His most recent novel, 30 Nights in Amsterdam, is deeply rooted in the Camdeboo area of the Karoo, but is also an evolution into another, more urban, fluent space of Amsterdam (where Van Heerden has worked). It circles back and forth, in time and space, eventually returning to venerate the very ground which gives such grief and joy. As with all pilgrimages, it is transformative in process.

It is also of a family’s struggles and secrets, drawing on two complex characters. The first is Susan de Melker, the “maiden aunt” of a respectable Afrikaans country family. Her unpredictable and provocative behaviour enlivens the lives of many, though not her long-suffering family.

Her affliction is the “foaming”, epilepsy, and her eccentricities might be attributed to that, though, as it turns out, she has many guises: Susantjie, Zan, Xan, and the “anti-apartheid activist” Xusan Dimelaki, doyen of the Amsterdam stage. Or she may be the one (white) person in the town who refuses to toe the conventional “party line”, and who lives her life with a risky courage that will bring her to the brink of self-destruction.

Her repressed nephew, Henk, is alternately fascinated by and fearsome of his aunt’s behaviour, and intrigued with her “glass room”, the space in which she hoards her hundreds of beautiful vases.
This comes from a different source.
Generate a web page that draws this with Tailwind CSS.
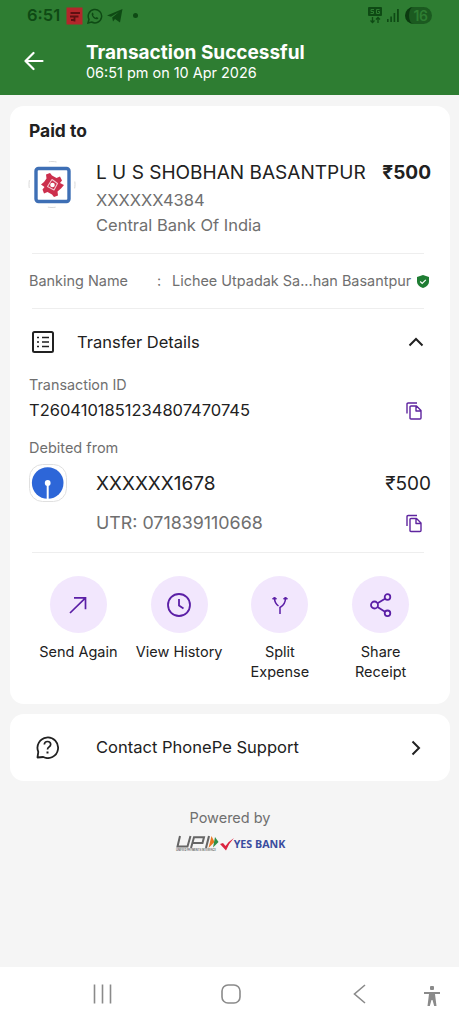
<!DOCTYPE html>
<html lang="en">
<head>
<meta charset="utf-8">
<title>Transaction Successful</title>
<script src="https://cdn.jsdelivr.net/npm/@tailwindcss/browser@4"></script>
</head>
<body class="bg-[#f5f5f5] font-['Inter',sans-serif] text-[#212121] w-[459px] h-[1024px] flex flex-col overflow-hidden whitespace-nowrap">

<header class="h-[95px] bg-[#2e7d32] flex flex-col shrink-0">
  <div class="h-[31px] flex items-center pl-[27px] pr-[27px] text-[#0e4a14]">
    <span class="text-[16.5px] font-semibold leading-none w-[39px]">6:51</span>
    <svg class="w-[17px] h-[18px]" viewBox="0 0 16 18"><rect width="16" height="17" y="0.5" fill="#b3262b"/><path d="M4 6h9.500M3.500 9.500h8.500M4.500 13h3.500M8 9v5.500" stroke="#5e1012" stroke-width="1.800" fill="none"/></svg>
    <svg class="w-[16px] h-[16px] ml-1" viewBox="0 0 16 16" fill="none" stroke="currentColor"><path d="M1 15l1-3.700A6.700 6.700 0 1 1 4.600 14z" stroke-width="1.500"/><path d="M5.700 4.500l1 1.800-.6 1c.6 1.200 1.400 2 2.600 2.500l1-.8 1.700.9c-.2 1.200-1.200 1.600-2.200 1.400C6.900 10.700 5.200 9 4.700 6.700c-.1-1 .3-1.800 1-2.200z" fill="currentColor" stroke="none"/></svg>
    <svg class="w-[16px] h-[14px] ml-[4px]" viewBox="0 0 16 14" fill="currentColor"><path d="M0 6.500L15.500 0 13 13.500 8 10l-2 2.500-.8-4L12 3 4 7.800z"/></svg>
    <span class="w-[5px] h-[5px] rounded-full bg-current ml-[10px]"></span>
    <svg class="w-[14px] h-[17px] ml-auto" viewBox="0 0 14 17" fill="none" stroke="currentColor"><rect width="14" height="9" rx="1" fill="currentColor" stroke="none"/><path d="M6 2.500H3v2h2.500v2H2.500M11.500 2.500H8.500v4h3v-2h-1.500" stroke="#2e7d32" stroke-width="1"/><path d="M4.500 10v5.500M2.500 13.500l2 2 2-2M10 16v-5.500M8 12.500l2-2 2 2" stroke-width="1.300"/></svg>
    <svg class="w-[12px] h-[13px] ml-[5px]" viewBox="0 0 12 13" fill="currentColor"><rect y="10" width="1.600" height="3"/><rect x="3.300" y="7.500" width="1.600" height="5.500"/><rect x="6.600" y="4" width="1.600" height="9"/><rect x="10" y="0" width="1.800" height="13"/></svg>
    <span class="w-[27px] h-[17px] rounded-full bg-[#1b5a20] ml-[6px] flex items-center justify-center border-l-[4px] border-[#0b3a10] text-[#2e7d32] text-[14px] font-semibold leading-none tracking-[-0.5px]">16</span>
  </div>
  <div class="h-[60px] flex items-center pl-[24px]">
    <svg class="w-5 h-5" viewBox="0 0 20 20" fill="none" stroke="#fff" stroke-width="2.200" stroke-linecap="round" stroke-linejoin="round"><path d="M18.500 10H1.500M9.500 2L1.500 10l8 8"/></svg>
    <div class="ml-[42px] mt-[3px] flex flex-col text-white">
      <div class="h-[21px] text-[19px] font-bold leading-[21px]">Transaction Successful</div>
      <div class="h-[20px] text-[14.450px] leading-[20px]">06:51 pm on 10 Apr 2026</div>
    </div>
  </div>
</header>

<main class="flex-1 pl-[10px] pr-[9px] pt-[11px] flex flex-col">
  <section class="h-[598px] bg-white rounded-[14px] px-[19px] flex flex-col shrink-0">
    <h2 class="h-[50px] flex items-center text-[17.400px] font-bold">Paid to</h2>
    <div class="h-[97px] flex">
      <div class="w-[67px]">
        <svg class="w-12 h-12 mt-[5px] -ml-[1px]" viewBox="0 0 48 48" fill="none"><circle cx="24" cy="23.500" r="23" stroke="#dadada" stroke-dasharray="8 28.130" stroke-dashoffset="4"/><rect x="8" y="7.500" width="33" height="33" rx="2.500" fill="#fff" stroke="#3e6fb5" stroke-width="3.400"/><path d="M13 23.500L16 21l2.500-3.500-.5-4 4-1.500 2 2.500 4.500 2.500 3.500-1.500 2 4-2 2.500 1 .5L36 24l-3 3.500-3.500 3 .5 4-4 1.500-2-2.500-4.500-2.500-3.500 1.500-1.500-4 2-2.500z" fill="#cc2f4d"/><path d="M24 18.500l5.500 4-3.500 6.500-6.500-3.500z" stroke="#f3c6cf" stroke-width="1.100" stroke-linejoin="round"/><circle cx="24.500" cy="24" r="2.300" fill="#fff"/></svg>
      </div>
      <div class="flex-1 flex flex-col">
        <div class="h-[35px] flex items-center justify-between text-[19.050px]"><span>L U S SHOBHAN BASANTPUR</span><span class="font-bold">₹500</span></div>
        <div class="h-[19px] flex items-center text-[16.5px] text-[#6f6f6f]">XXXXXX4384</div>
        <div class="h-[30px] flex items-center text-[16.5px] text-[#6f6f6f]">Central Bank Of India</div>
      </div>
    </div>
    <hr class="border-t border-[#eeeeee] ml-[3px] mr-[7px]">
    <div class="h-[54px] flex items-center text-[14.450px] text-[#6f6f6f]">
      <span class="w-[128px]">Banking Name</span><span class="w-[15px]">:</span><span>Lichee Utpadak Sa...han Basantpur</span>
      <svg class="w-[12px] h-[13px] ml-auto mr-[2px]" viewBox="0 0 12 13"><path d="M6 0l6 2v4.500C12 9.500 9.500 12 6 13 2.500 12 0 9.500 0 6.500V2z" fill="#1f7d33"/><path d="M3.200 6.500l2 2 3.600-3.700" stroke="#fff" stroke-width="1.200" fill="none"/></svg>
    </div>
    <hr class="border-t border-[#eeeeee] ml-[3px] mr-[7px]">
    <div class="h-[66px] flex items-center text-[16.5px]">
      <svg class="w-[22px] h-[22px] ml-[3px]" viewBox="0 0 22 22" fill="none" stroke="#212121" stroke-width="2"><rect x="1" y="1" width="20" height="20" rx="1.500"/><path d="M10 6.500h7M10 11h7M10 15.500h7M5 6.500h2M5 11h2M5 15.500h2" stroke-width="1.700"/></svg>
      <span class="ml-[23px]">Transfer Details</span>
      <svg class="w-4 h-4 ml-auto mr-[7px]" viewBox="0 0 16 16" fill="none" stroke="#212121" stroke-width="2"><path d="M1.500 11.500L8 5l6.500 6.500"/></svg>
    </div>
    <div class="h-[19px] flex items-center text-[14.350px] text-[#6f6f6f]">Transaction ID</div>
    <div class="h-[33px] flex items-center justify-between text-[16.5px]"><span>T2604101851234807470745</span>
      <svg class="w-[16px] h-[18px] mr-[9px]" viewBox="0 0 16 18" fill="none" stroke="#5f259f" stroke-width="1.400"><path d="M1 11.500V2.200Q1 1 2.200 1H11"/><path d="M4 5Q4 4 5 4h5.500L15 8.500V16q0 1-1 1H5q-1 0-1-1zM10 4v5h5" stroke-linejoin="round"/></svg></div>
    <div class="h-[42px] flex items-center text-[14.5px] text-[#6f6f6f]">Debited from</div>
    <div class="h-[28px] flex items-center text-[19px]">
      <svg class="w-[38px] h-[38px] shrink-0" viewBox="0 0 38 38"><rect x=".5" y=".5" width="37" height="37" rx="13" fill="#fff" stroke="#e0e0e0"/><circle cx="18.700" cy="19" r="15.800" fill="#2d66d8"/><path d="M18.700 19v16" stroke="#fff" stroke-width="2"/><circle cx="18.700" cy="19" r="2.900" fill="#fff"/></svg>
      <span class="ml-[29px] mt-[2px]">XXXXXX1678</span><span class="ml-auto mt-[2px]">₹500</span></div>
    <div class="h-[54px] flex items-center justify-between pl-[67px] text-[17.850px] text-[#6f6f6f]"><span class="-mt-[2px]">UTR: 071839110668</span>
      <svg class="w-[16px] h-[19px] mr-[9px] -mt-[2px]" viewBox="0 0 16 18" fill="none" stroke="#5f259f" stroke-width="1.400"><path d="M1 11.500V2.200Q1 1 2.200 1H11"/><path d="M4 5Q4 4 5 4h5.500L15 8.500V16q0 1-1 1H5q-1 0-1-1zM10 4v5h5" stroke-linejoin="round"/></svg></div>
    <hr class="border-t border-[#eeeeee] ml-[3px] mr-[7px] mt-[1px]">
    <div class="grid grid-cols-4 -ml-[1px] mt-[23px] w-[403px] text-[14.5px] leading-[20px] text-center">
      <div class="flex flex-col items-center"><span class="w-[57px] h-[57px] rounded-full bg-[#f2e7fd] flex items-center justify-center"><svg class="w-6 h-6" viewBox="0 0 24 24" fill="none" stroke="#5b1fa6" stroke-width="1.700"><path d="M4 20L19.500 4.800M8 4.800h11.500v11.500"/></svg></span><span class="mt-[9px]">Send Again</span></div>
      <div class="flex flex-col items-center"><span class="w-[57px] h-[57px] rounded-full bg-[#f2e7fd] flex items-center justify-center"><svg class="w-6 h-6" viewBox="0 0 24 24" fill="none" stroke="#5b1fa6" stroke-width="1.800"><circle cx="12" cy="12" r="11"/><path d="M12 6v6.500l4.500 3"/></svg></span><span class="mt-[9px]">View History</span></div>
      <div class="flex flex-col items-center"><span class="w-[57px] h-[57px] rounded-full bg-[#f2e7fd] flex items-center justify-center"><svg class="w-6 h-6" viewBox="0 0 24 24" fill="none" stroke="#5b1fa6" stroke-width="1.500"><path d="M12 21v-6.500Q17.500 11.500 17.500 5M10.500 13Q6.500 10 6.500 5"/><path d="M4.500 6l2-2 2 2zM15.500 6l2-2 2 2z" fill="#5b1fa6" stroke-width="1"/></svg></span><span class="mt-[9px]">Split<br>Expense</span></div>
      <div class="flex flex-col items-center"><span class="w-[57px] h-[57px] rounded-full bg-[#f2e7fd] flex items-center justify-center"><svg class="w-6 h-6" viewBox="0 0 24 24" fill="none" stroke="#5b1fa6" stroke-width="1.800"><circle cx="5.500" cy="12" r="3.500"/><circle cx="18.500" cy="4" r="2.800"/><circle cx="18.500" cy="20.300" r="2.800"/><path d="M8.500 10.200L16 5.700M8.500 14l7.500 4.800"/></svg></span><span class="mt-[9px]">Share<br>Receipt</span></div>
    </div>
  </section>

  <section class="h-[67px] mt-[10px] bg-white rounded-[14px] px-[26px] flex items-center text-[16.550px] shrink-0">
    <svg class="w-[23px] h-[23px]" viewBox="0 0 23 23" fill="none" stroke="#212121" stroke-width="1.800" stroke-linejoin="round"><path d="M1.500 21.500l.8-5.700A10.300 10.300 0 1 1 7.200 21z"/><path d="M8.300 8.500q.2-3 3.200-3t3.200 2.800q0 1.700-1.700 2.700-1.500.9-1.500 2.500" stroke-width="1.700"/><path d="M11.500 15.500v2" stroke-width="2"/></svg>
    <span class="ml-[37px]">Contact PhonePe Support</span>
    <svg class="w-4 h-4 ml-auto" viewBox="0 0 16 16" fill="none" stroke="#212121" stroke-width="2"><path d="M4.500 1.500L11 8l-6.500 6.500"/></svg>
  </section>

  <div class="mt-[27px] flex flex-col items-center">
    <div class="h-[20px] leading-[20px] text-[14.500px] text-[#6f6f6f]">Powered by</div>
    <div class="flex items-center mt-[7px] h-[18px]">
      <svg class="w-[44px] h-[18px] overflow-visible" viewBox="0 0 44 18"><g fill="none" stroke="#666" stroke-width="2"><path d="M5 1L2.500 11.500H12.500L15.500 1"/><path d="M16 13L19 2.300H29L27.500 8H18"/><path d="M34 1L31 13"/></g><path d="M36.500 1l3 6L33.500 13z" fill="#e87722"/><path d="M40 2l3.500 5L38 12.500z" fill="#2f8f46"/><text x="1" y="16" font-size="2.800" font-weight="600" textLength="40" lengthAdjust="spacingAndGlyphs" fill="#555" font-family="Inter">UNIFIED PAYMENTS INTERFACE</text></svg>
      <svg class="w-[14px] h-[13px] ml-px" viewBox="0 0 14 13"><path d="M0 6l3-1 2.500 3Q9 3 14 0 9 5 6 12.500z" fill="#dc2440"/></svg>
      <span class="font-['Open_Sans',sans-serif] font-bold text-[10.700px] text-[#3a4c9e]">YES BANK</span>
    </div>
  </div>
</main>

<nav class="h-[57px] bg-white shrink-0 flex items-center pl-[93px] text-[#8a8a8a]">
  <svg class="w-[19px] h-[20px] mb-1" viewBox="0 0 19 20" fill="none" stroke="currentColor" stroke-width="1.600"><path d="M1.500 .5v19M9.500 .5v19M17.500 .5v19"/></svg>
  <svg class="w-5 h-5 mb-1 ml-[109px]" viewBox="0 0 20 20" fill="none" stroke="currentColor" stroke-width="1.600"><rect x="1" y="1" width="18" height="18" rx="6"/></svg>
  <svg class="w-[13px] h-5 mb-1 ml-[112px]" viewBox="0 0 13 20" fill="none" stroke="currentColor" stroke-width="1.600"><path d="M12 1L1.500 10 12 19"/></svg>
  <svg class="w-4 h-5 mt-[1px] ml-[58px]" viewBox="0 0 16 20" fill="currentColor"><rect x="6" y="0" width="4" height="4" rx="1"/><path d="M0 6h16v2h-5l1.500 12h-2.300L8.500 14h-1L5.800 20H3.500L5 8H0z"/></svg>
</nav>
</body>
</html>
As an adult, he curates a small Eastern Cape museum, writing short monographs of secondary historical figures with tiny sales. Then he receives surprising and not particularly welcome news: Aunt Susan/Zan has died and he must travel to Amsterdam to receive the terms of her will.

The journey tempts him, as he is writing about yet another shadowy character, Cornelius van Gogh, who lived in South Africa for a time and is buried in Brandfort (factually accurate, says Van Heerden).

The multifaceted character of Susan/Zan/Xan, who defies all social and political norms, is that of a troubled but determined free spirit. She is a kind of shaman, and also the “scapegoat” for the sins of her community.

Van Heerden is plainly irritated that there are some who have seen her as promiscuous, even “nymphomaniacal” (isn’t it odd, says the author, that sexually active men are seen as studs but women are sluts?), which is a grave misreading of his carefully constructed context.

“Usually you see the character in physical terms, but she came as language. She came first, fast. Hers was like a voice dictating to me.” Henk, on the other hand, came slowly, and Van Heerden admits writing him was hard going.

“Yet, my wife says, each of your characters is an absolute facet of yourself,” he adds.

On the contrary. It seems to me that it is through Henk that Susan/Zan is able to embark on her final journey of redemption, for he is her connection by blood and tragedy to her birthland of longing. And through her, Henk is transformed into one who returns from exploration to see his world, to really feel free to understand it, grieve for its sins, and celebrate it for the first time. They are melded.

Ancestral Voices is an earlier, less complex, but utterly absorbing novel of the “Karoo Moolmans”, split between the familie en die skaamfamilie(the legitimate and the “other”, that is, coloured, descendants), who are joined and divided by blood and land, and yet, when a boy falls down a well on the farm, lock together in silence to conceal an act of what might be judged either murder or mercy.

His father, Van Heerden says, told him about a “true story”, perhaps a rural myth, of a boy whose own father had to shoot him when he fell down a hole from which he could not be extracted: “I was always very careful of not playing around wells from then on,” he admits.

30 Nights in Amsterdam, Ancestral Voices and Leap Year have all been released in new English editions by Penguin. Grab this golden opportunity to read them.